I like to read young adult literature. At least half the books I read are young adult, if not more. I love a good coming-of-age story where teens are faced with tough challenges and come out of them better and stronger than when they entered. I love a good piece of dystopian YA where teens take on the man because they aren’t yet jaded into thinking that they can’t fix injustices. Hell, I just love a good story, and I don’t care if that story involves teens or adults.
So as a person who reads a lot of YA, I can tell these parents that if their idea of profane is some silly swear words, they’re barking up the wrong tree. Swear words are extremely common in YA lit, and you know why? Because teens swear. I know it may shock these parents, but it’s true.

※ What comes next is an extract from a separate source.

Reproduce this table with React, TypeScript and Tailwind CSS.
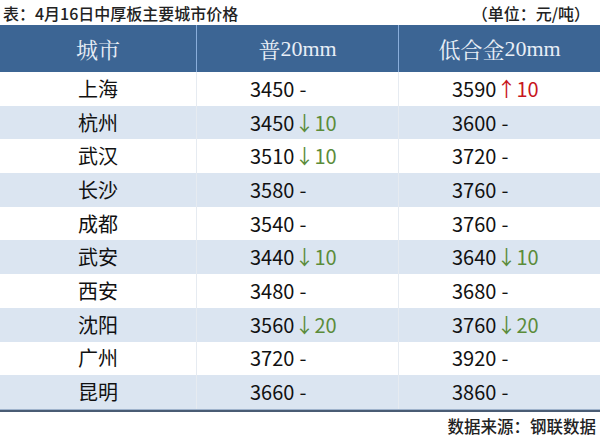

On the school bus to and from school, students will hear more swear words in one day than they will read in this entire book.
I could easily name twenty YA books off the top of my head that are riddled with swear words. These books are probably in the Anoka-Hennepin school libraries, because they should be. Teens want to read stories about themselves. They want to see realistic portrayals of teenage life. And whether or not these parents want to admit it, teens swear.
They also fall in love, which seems to be another irritation for the Parents Action League. In Eleanor & Park, the two teens fall in love and kiss. And touch. But decide not to have sex.
Yes, that’s right, these teens decide not to have sex.
Here, again, is where this book challenge is ridiculous, because many teens do have sex, both in real life and in YA literature. I’ve read a book where a teen boy searches for girls to hook up with but not date. Where teens lose their virginity at summer camp. Where teens find solace in each other when everything else around them is crumbling. Yet the book where the teens decide they do not want to have sex should be called vulgar?
What makes me the most mad is that the teens in this book are so real and the Parents Action League wants to take that away from teens like me who needed a book like this.
I was Eleanor in high school, a chubby, insecure girl who bought into what I was sold about body image and beauty. Beauty was thin and thin is what you needed to be to be loved. There were very few people like me in literature and on television, so it was easy to buy into this construct. If we were in literature or on television we were the ones made fun of because we were disgusting. We were not worthy of love, at least not until we lost weight.
I grew up with “Married with Children” being a staple in my house. For some reason, my dad found Al Bundy funny, and he controlled the remote so I watched what he watched. Looking back on it, “Married with Children” was not something a 9-year-old should watch, but watch it I did, and whenever a large woman was on screen, Al Bundy made awful, horrible jokes about her, jokes that focused on her weight, because we women should be appealing to men, and being appealing meant we needed to be thin.
I needed more books like Eleanor & Park when I was young because Eleanor is worthy of love, even with her crappy home life, her worn clothes, and her chubby body. All of that doesn’t matter when it comes to finding companionship with someone else. That’s what Eleanor & Park teaches us, that above all the crap going on around them and the messages we are fed about beauty, they found each other and fell in love.
Isn’t that a message that parents would want their children to know? That no matter what we look like we are worthy of someone’s affections, someone that generally likes us for who we are?
I was so insecure as a teen, that I questioned or downright grilled a boy when he was flirting with me. Are you really flirting with me? Stop it, not me. Stop saying nice things to me. You’re joking with me, right? You’re pulling a prank on me? That’s nice, but stop it, because you’re clearly lying. I couldn’t accept that someone would actually find me attractive because I was not what attractive was supposed to be.
The parents who have started the crusade against this book are putting teens in a pretty, little, safe box, a box that doesn’t exist outside the minds of these parents. Every teen hears swear words every day at school. This is just a fact. Not every teen has sex or falls in love, but some do. These are the realities of the world in which we live. We are not the world of the “Brady Bunch,” a world that never existed when it was created and that doesn’t exist now.
Books like Eleanor & Park should and need to be on school library shelves for students like me. I needed Eleanor & Park as a teen. I needed to read it and I needed people around me to read it. Sadly, I know there are still teen girls who tell themselves some of the things I told myself as a teen, and they need to read it, too.